History textbooks work well for spines. And you’ll find a list of high school history spines here.
Essentially, you assign your teen to read a few pages of the spine each week and answer any questions the spine asks.
If you’re studying Julius Caesar, one child may prefer to follow a rabbit trail into Gaul and research Julius Caesar’s military campaigns.
Another child may choose to research why the Roman Senate feared Julius Caesar so much they assassinated him.
The goal is for your teen to complete additional research on interesting topics once they’ve read the assignment.
Hence the term rabbit trails. Your teen will follow rabbit trails of interest and you never know what they’ll learn before they come to the end of the trail.
4. Add Primary sources
High school teens are ready to study primary sources from the time period being studied.
Not only do the primary sources shed light on what is happening in history, but they show how history affects the writers.

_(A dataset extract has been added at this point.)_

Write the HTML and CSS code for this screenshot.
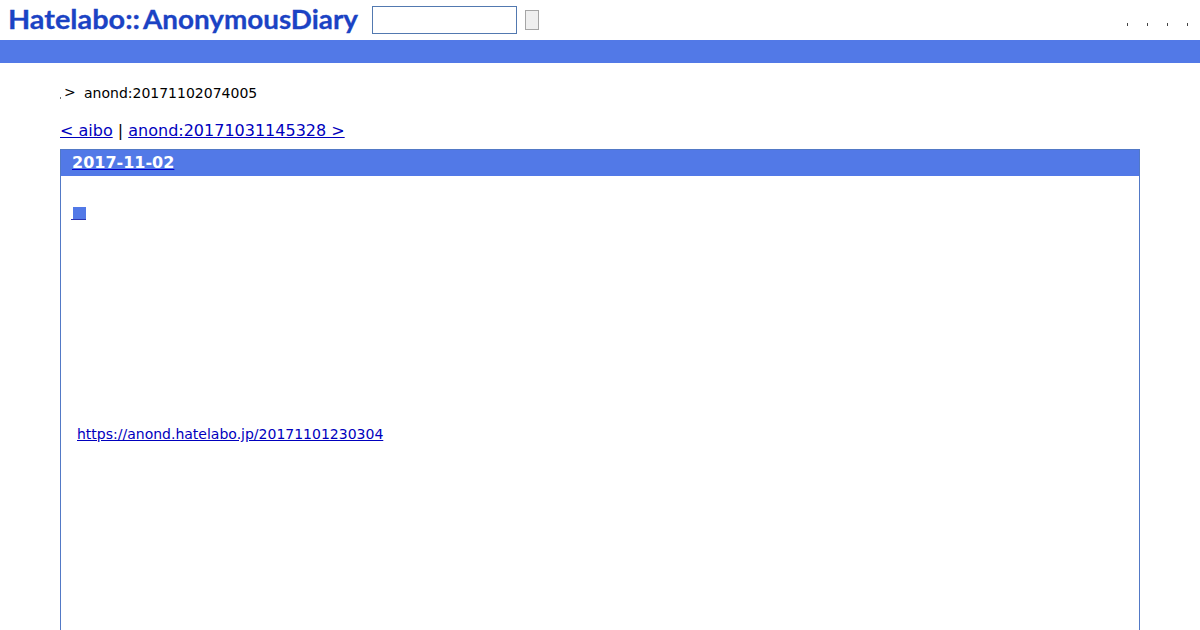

Again, tie these primary sources into the spines you’re studying.
When you’re reading about Julius Caesar, read Caesar’s Gallic Wars. If you’re studying the American Revolution, read documents written by the Founding Fathers.
Slowly work through various historical documents together and discuss the material together.
5. Watch Documentaries and Movies
Documentaries and movies are a fun way to round out your high school history course.
They give a view of the historical times and culture that is impossible to replicate. You see the clothing, houses, and culture of the period.
And you get a visual image of the time period that no book can give. Seeing a blacksmith hammering a sword carries an emphasis that no amount of books can give.
It’s a case of one picture equals a thousand words.
Keep in mind that documentaries and movies are truly useful during those weeks everyone is sick.
6. Use the Library
The library is an awesome tool to expand your child’s high school history studies without breaking the bank. Wander the shelves and pull out books you’d like your teen to read.
You can also bring home a stack of books and let your teenagers choose the ones they’d enjoy reading.
Remember to encourage your teenagers to use the library when they’re researching rabbit trails. They never know what they may discover!
The best part of homeschooling high-school-age kids is the long, in-depth discussions.
You don’t need to hold formal discussions around the kitchen table. Sometimes the best discussions occur while washing dishes, driving in the car, or cooking dinner.
If all else fails, head out to a coffee shop once a week to catch up and discuss history together.
8. Let Kids Spend Extra Time on Areas of Interest
The battles and wars in history fascinate some teens. Others adore the myths and stories.
So while you’re homeschooling high school history, give your teens enough time to delve into the areas that fascinate them.
Let them explore the myths, the legends, and the stories.
Encourage them to explore the fashions, the architecture, and the artwork.
And don’t forget to explore the battles, generals, and weapons of history.
Your teens will love pursuing the rabbit trails.
And keep in mind, teenagers learn a lot about the general history of the period while pursuing their personal interests.
You’ll be amazed at what they learn when you sit down for history discussions.
9. Assign Papers
History gives a lot of fodder for writing.
Have your children write essays, thesis papers, stories, and novels about what they’re studying.
Your kids can work together to write and produce a play about your history topic for family and friends.
They can write short stories, essays, and do fictional interviews with famous men and women of the past.
You can even stage a debate for your kids to argue two sides of an issue. Use your imagination and don’t get stuck in a rut.
Alternate between the various genres as you teach high school history.
10. Age-appropriate projects
Projects aren’t just for little kids.
There are many elaborate projects that are more suitable for high school teenagers than they are for kindergartners.
If you’re hoping to mummify a chicken, remember that teenagers can actually mummify the chicken whereas kindergartners watch YOU mummify the chicken.
Take your pick. As for me, I’ll let my teenagers do all the gory work for me any day of the week!
So choose a few appropriate projects that interest your teenagers and let them go.
They can mummify chickens, craft Greek Urns, or create a copy of the Statue of Liberty.
So include age-appropriate projects into your high school history lessons!
Teaching high school history should not be all work and no play.
Use these ten amazing and easy tips to customize your high school student’s history subjects and have some fun while you learn!